Media tycoon Lai charged under security law
HONG KONG/SYDNEY: Hong Kong media tycoon and prominent pro-democracy activist Jimmy Lai is being charged with foreign collusion under the city’s sweeping national security law, a move likely to prompt further international criticism of China’s political crackdown In the city.
The charges were reported by local media on Friday and appeared to later be confirmed by police in a statement that didn’t specifically mention Lai by name, as per the force’s typical practice.
“After in-depth investigation by National Security Department of Hong Kong Police, a 73-yearold man was charged with an additional offence of ‘collusion with a foreign country or with external elements to endanger national security,’” the police said.
In addition, a teenager was found guilty on Friday of insulting China’s national flag and unlawful assembly. Tony Chung, a 19-year-old who led a now-disbanded pro-democracy group, was convicted for throwing the Chinese flag to the ground during scuffles outside Hong Kong’s legislature in May 2019.
He was arrested late October and had been remanded in custody since. Speculation has swirled that police moved on Chung because he was hoping to ask for asylum at the US consulate. He will be sentenced on December 29.
Uighur family reunited
An Australian man from China’s Muslim Uighur community was reunited with his family, including a three-year-old son he had never met, after Beijing agreed they could depart Xinjiang.

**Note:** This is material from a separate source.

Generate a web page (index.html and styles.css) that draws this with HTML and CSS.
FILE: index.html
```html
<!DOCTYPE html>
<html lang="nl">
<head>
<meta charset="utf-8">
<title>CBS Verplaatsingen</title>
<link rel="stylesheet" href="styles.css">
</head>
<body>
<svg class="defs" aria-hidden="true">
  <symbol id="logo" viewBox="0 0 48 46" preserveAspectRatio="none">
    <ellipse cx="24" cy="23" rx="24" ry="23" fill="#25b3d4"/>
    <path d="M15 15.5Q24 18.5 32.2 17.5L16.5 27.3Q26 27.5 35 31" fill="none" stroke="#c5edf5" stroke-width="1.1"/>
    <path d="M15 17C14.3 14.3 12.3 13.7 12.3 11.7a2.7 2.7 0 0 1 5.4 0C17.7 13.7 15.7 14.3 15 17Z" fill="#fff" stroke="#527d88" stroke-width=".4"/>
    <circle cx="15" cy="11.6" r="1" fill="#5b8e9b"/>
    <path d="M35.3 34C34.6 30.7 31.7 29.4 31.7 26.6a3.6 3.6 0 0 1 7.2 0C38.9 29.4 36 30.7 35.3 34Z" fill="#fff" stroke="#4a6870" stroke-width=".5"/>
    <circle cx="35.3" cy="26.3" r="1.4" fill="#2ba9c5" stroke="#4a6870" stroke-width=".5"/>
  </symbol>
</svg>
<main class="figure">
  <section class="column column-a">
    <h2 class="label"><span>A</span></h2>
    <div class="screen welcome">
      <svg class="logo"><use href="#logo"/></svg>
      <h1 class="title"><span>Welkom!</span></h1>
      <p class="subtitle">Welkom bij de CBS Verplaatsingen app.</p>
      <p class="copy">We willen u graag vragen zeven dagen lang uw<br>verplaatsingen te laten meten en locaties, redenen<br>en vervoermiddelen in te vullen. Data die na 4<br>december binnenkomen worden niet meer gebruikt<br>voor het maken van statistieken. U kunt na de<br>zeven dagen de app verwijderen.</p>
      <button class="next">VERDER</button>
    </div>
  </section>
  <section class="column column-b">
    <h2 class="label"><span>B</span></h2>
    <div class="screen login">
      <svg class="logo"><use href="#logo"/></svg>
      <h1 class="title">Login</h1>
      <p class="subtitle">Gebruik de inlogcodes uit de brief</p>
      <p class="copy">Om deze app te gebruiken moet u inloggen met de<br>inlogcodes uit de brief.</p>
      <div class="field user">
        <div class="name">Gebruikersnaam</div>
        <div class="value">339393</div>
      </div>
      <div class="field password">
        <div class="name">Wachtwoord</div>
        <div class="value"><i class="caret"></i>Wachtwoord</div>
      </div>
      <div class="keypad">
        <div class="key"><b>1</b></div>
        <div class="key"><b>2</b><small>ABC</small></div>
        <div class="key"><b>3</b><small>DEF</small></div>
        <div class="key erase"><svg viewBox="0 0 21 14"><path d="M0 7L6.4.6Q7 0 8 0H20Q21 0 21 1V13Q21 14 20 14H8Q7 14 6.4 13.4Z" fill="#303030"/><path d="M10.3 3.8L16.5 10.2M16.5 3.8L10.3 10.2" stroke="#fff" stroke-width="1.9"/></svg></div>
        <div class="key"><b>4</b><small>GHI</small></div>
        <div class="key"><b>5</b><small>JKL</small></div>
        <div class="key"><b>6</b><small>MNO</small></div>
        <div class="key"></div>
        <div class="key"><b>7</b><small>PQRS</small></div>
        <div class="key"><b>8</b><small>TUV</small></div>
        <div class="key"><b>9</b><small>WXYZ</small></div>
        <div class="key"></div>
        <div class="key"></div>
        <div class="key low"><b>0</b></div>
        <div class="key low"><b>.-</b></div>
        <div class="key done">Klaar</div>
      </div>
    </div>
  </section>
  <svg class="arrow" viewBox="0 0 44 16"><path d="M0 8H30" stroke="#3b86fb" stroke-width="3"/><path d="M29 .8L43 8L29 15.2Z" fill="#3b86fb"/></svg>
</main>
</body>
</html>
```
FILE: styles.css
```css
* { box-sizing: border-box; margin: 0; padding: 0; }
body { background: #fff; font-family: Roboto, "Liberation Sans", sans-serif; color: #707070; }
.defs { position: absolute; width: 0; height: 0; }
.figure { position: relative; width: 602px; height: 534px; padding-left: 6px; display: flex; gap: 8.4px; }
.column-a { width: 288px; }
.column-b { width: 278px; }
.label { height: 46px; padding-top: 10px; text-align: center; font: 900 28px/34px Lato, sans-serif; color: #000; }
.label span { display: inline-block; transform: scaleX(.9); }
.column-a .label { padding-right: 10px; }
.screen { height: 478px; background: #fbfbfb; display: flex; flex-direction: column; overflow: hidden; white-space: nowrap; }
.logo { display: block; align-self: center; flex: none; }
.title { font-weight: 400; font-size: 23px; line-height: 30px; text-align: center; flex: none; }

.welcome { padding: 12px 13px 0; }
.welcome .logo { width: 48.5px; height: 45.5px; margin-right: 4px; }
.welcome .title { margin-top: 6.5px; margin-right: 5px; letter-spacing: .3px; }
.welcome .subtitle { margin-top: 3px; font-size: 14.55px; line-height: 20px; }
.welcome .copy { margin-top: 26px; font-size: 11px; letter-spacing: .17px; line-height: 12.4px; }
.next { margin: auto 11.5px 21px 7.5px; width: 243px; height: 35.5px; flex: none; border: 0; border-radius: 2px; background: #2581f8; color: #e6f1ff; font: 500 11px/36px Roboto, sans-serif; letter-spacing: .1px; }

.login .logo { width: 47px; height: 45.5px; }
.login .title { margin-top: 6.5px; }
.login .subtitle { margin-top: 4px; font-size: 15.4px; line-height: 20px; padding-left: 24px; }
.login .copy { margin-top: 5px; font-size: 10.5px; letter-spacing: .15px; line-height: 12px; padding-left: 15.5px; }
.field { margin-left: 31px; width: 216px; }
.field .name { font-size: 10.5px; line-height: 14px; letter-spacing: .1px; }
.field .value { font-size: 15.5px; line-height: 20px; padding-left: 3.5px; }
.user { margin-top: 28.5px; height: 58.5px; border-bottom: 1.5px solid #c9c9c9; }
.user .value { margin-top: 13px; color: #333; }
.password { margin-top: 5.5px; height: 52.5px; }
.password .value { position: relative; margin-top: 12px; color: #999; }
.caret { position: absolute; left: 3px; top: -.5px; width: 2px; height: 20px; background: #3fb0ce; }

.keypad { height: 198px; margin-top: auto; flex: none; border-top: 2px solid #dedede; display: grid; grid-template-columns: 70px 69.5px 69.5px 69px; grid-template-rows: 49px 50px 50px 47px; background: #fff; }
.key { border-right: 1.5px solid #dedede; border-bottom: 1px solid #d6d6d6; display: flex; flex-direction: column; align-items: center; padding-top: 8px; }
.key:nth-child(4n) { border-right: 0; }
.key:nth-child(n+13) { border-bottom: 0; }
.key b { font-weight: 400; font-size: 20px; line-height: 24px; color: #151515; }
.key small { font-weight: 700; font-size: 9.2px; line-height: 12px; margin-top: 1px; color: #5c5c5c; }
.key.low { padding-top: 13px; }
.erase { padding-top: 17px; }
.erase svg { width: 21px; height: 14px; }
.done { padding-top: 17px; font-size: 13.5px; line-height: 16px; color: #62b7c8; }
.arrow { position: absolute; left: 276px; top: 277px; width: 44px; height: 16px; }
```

Sadam Abudusalamu posted on Twitter photographs of his family arriving at Sydney airport on Thursday. In 2017, Chinese authorities banned Abudusalamu’s wife Nadila Wumaier and son from leaving Xinjiang by confiscating their passports, in what became a high-profile human rights case in Australia.

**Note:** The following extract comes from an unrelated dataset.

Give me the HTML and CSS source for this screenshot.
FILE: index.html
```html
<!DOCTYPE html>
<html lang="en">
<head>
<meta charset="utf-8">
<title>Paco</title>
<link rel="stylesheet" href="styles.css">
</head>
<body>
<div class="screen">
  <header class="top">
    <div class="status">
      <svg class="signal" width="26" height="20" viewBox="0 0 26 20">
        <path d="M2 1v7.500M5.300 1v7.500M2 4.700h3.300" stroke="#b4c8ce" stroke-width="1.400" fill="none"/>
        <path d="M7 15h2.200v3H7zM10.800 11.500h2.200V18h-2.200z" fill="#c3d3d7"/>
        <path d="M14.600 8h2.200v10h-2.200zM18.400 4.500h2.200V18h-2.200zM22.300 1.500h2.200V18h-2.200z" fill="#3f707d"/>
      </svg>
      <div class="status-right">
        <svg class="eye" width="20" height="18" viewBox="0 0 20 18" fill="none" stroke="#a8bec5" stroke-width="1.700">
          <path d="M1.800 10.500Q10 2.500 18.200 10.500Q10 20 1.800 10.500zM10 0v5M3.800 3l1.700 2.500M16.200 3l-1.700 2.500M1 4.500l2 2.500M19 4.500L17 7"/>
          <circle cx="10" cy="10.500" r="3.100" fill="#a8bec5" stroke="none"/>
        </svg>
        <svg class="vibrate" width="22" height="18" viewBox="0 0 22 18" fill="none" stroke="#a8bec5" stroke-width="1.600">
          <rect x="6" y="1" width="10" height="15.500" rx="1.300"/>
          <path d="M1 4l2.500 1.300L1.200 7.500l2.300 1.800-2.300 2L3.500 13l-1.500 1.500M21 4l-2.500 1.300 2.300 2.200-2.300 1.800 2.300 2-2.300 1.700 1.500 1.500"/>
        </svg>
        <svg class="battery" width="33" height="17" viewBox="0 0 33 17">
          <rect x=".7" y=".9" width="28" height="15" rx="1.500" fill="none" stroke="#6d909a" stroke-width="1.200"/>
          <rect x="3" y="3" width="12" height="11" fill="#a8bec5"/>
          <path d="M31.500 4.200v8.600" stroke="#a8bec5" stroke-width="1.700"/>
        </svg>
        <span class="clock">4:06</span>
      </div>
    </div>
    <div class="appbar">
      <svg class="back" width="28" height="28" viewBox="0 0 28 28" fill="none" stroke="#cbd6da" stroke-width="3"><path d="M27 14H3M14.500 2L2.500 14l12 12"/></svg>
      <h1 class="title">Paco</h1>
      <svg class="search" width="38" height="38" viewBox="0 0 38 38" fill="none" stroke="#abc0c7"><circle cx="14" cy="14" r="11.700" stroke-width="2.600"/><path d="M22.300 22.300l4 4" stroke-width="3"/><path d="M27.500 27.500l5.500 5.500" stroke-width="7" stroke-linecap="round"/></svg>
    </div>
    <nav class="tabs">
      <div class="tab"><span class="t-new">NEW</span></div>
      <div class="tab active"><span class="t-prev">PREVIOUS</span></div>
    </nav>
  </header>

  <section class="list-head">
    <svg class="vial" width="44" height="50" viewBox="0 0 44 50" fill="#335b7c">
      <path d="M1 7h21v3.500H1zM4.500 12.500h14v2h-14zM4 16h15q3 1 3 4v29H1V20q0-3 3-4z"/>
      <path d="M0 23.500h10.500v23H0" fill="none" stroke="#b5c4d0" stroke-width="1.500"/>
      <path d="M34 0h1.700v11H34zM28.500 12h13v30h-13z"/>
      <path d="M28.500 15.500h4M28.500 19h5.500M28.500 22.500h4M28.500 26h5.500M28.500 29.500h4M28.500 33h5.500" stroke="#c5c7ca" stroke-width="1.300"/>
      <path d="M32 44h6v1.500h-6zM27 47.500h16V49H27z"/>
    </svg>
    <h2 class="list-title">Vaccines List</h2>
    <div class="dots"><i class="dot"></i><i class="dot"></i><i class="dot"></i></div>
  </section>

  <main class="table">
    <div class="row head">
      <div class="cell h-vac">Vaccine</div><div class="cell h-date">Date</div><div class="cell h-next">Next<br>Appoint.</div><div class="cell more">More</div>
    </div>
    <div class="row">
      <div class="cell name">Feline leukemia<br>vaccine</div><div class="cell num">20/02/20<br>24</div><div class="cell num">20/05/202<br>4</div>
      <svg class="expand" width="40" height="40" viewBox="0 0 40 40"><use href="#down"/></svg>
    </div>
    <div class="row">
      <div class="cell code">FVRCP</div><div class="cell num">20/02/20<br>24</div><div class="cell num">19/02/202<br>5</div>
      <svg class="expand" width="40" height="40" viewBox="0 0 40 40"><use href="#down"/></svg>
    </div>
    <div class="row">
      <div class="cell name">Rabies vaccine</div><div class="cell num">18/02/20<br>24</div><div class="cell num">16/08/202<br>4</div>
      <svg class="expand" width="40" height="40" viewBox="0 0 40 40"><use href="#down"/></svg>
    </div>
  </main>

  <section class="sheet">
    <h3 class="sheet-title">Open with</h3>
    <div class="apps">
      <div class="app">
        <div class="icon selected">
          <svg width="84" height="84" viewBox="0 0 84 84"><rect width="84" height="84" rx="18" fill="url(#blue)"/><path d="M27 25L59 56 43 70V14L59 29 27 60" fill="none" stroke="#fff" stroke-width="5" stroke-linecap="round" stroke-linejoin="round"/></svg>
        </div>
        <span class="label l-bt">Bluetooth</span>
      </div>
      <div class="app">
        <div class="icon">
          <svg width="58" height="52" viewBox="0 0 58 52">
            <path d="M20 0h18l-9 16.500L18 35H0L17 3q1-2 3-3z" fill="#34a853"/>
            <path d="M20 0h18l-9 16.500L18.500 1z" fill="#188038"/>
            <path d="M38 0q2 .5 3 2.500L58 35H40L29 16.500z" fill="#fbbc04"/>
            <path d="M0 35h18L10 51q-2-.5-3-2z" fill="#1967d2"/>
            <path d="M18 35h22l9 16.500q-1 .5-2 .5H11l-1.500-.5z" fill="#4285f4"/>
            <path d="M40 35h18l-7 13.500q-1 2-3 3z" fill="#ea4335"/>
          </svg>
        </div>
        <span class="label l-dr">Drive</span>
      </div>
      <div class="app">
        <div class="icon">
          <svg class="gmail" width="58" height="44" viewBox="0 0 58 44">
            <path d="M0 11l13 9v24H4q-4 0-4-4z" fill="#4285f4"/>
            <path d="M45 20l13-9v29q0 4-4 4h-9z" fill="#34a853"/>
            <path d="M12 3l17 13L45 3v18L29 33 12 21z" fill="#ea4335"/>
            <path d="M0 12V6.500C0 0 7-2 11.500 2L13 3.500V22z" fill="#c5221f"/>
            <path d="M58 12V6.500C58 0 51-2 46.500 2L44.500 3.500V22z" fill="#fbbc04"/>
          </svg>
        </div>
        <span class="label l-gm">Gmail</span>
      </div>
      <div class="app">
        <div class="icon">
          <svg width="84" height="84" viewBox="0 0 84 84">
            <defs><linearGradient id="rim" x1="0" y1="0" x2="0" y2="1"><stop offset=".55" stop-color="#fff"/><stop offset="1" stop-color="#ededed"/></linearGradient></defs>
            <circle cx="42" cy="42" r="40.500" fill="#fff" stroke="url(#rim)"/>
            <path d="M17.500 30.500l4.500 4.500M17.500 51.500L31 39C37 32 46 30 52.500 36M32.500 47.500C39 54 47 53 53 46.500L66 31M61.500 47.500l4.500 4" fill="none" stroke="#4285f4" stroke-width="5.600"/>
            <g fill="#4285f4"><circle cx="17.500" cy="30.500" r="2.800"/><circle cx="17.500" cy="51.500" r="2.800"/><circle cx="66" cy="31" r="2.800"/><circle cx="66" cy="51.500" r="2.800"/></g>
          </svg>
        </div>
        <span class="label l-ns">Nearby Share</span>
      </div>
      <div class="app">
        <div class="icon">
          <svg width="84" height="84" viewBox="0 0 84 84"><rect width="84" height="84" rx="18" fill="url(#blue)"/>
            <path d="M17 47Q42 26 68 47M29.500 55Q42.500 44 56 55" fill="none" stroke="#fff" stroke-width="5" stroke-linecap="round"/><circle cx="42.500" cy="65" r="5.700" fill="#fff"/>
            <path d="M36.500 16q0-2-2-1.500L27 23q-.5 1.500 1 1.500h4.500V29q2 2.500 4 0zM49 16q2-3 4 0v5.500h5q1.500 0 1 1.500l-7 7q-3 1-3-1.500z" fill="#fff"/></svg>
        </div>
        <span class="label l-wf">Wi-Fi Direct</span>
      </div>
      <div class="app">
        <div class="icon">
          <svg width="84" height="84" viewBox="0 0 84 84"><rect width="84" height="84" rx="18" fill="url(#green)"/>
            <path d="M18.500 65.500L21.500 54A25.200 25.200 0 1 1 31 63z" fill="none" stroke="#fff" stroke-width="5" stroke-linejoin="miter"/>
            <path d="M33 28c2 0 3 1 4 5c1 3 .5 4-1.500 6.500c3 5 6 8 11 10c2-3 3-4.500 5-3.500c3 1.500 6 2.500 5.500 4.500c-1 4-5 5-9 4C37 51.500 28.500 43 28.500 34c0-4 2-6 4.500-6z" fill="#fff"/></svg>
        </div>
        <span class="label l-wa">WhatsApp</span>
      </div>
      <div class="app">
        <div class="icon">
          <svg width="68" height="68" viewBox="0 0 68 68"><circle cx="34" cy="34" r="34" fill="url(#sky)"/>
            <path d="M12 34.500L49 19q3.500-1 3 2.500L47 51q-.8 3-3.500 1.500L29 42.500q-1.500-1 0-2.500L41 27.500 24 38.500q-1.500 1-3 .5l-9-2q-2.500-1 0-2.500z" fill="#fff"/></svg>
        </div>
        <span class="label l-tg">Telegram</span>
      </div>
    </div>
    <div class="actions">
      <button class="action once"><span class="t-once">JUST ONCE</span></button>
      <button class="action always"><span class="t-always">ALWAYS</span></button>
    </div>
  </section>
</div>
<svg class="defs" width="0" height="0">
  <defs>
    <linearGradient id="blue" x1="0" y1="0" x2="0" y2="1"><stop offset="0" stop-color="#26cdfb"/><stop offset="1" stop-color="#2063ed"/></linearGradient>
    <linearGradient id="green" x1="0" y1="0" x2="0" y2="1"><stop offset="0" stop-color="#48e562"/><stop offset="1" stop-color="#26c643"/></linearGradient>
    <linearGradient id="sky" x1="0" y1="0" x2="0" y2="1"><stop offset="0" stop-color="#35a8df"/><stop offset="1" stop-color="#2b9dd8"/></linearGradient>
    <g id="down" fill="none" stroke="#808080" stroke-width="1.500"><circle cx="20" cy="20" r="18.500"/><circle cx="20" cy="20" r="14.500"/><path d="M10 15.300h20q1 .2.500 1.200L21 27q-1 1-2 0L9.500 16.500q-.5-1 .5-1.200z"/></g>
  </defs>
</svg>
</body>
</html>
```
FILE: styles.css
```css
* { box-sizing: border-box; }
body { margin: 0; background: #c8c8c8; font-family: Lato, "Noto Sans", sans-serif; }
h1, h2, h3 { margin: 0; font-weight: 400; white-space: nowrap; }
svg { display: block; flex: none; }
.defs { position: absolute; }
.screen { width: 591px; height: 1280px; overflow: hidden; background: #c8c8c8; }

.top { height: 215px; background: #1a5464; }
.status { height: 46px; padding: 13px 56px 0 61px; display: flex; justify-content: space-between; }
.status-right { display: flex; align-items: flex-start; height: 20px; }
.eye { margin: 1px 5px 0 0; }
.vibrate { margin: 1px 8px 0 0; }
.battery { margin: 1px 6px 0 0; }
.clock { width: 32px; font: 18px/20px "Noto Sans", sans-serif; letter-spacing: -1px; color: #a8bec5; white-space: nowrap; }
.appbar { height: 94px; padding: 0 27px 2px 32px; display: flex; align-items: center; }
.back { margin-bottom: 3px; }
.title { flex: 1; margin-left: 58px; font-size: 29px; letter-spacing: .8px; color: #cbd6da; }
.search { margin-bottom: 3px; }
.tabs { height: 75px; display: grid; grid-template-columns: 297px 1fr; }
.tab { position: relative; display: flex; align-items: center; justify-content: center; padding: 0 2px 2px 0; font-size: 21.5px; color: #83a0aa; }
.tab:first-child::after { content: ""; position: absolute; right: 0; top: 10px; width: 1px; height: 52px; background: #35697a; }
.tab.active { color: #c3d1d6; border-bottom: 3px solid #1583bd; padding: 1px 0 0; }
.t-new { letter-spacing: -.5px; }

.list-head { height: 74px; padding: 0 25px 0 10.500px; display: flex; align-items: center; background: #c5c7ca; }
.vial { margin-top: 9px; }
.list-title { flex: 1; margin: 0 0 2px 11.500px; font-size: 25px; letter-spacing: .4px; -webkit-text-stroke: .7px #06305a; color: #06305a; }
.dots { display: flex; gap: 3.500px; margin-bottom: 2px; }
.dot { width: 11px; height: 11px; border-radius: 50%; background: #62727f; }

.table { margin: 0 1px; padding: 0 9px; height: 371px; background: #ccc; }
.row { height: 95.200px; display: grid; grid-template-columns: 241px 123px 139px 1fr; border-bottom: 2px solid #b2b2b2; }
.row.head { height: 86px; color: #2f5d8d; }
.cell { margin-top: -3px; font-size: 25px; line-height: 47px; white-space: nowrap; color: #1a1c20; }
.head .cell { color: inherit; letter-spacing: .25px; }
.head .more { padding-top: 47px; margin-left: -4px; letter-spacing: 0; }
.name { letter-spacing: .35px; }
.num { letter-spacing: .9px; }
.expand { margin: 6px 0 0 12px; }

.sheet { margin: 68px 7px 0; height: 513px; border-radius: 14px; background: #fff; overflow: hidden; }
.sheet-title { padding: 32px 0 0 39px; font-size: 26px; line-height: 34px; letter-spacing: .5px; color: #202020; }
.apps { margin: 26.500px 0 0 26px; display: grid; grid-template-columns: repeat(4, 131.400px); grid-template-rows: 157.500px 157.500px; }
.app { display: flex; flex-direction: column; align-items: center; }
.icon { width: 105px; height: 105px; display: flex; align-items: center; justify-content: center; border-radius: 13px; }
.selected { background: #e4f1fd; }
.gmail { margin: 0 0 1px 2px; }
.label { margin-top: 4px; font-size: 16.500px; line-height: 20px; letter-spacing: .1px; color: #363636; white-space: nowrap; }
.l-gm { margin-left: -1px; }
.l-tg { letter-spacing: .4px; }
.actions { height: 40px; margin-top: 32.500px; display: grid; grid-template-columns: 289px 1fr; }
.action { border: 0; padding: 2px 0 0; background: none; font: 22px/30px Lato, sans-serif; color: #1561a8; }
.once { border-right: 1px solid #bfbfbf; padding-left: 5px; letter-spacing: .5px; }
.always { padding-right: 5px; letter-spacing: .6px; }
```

News assistant detained US financial news service Bloomberg said on Friday that Chinese authorities have detained one of its Beijing-based news assistants on what they said was suspicion of endangering national security. Chinese citizen Haze Fan was seen being taken from her apartment building accompanied by security officers in plain clothes on Monday, shortly after her last contact with her editors.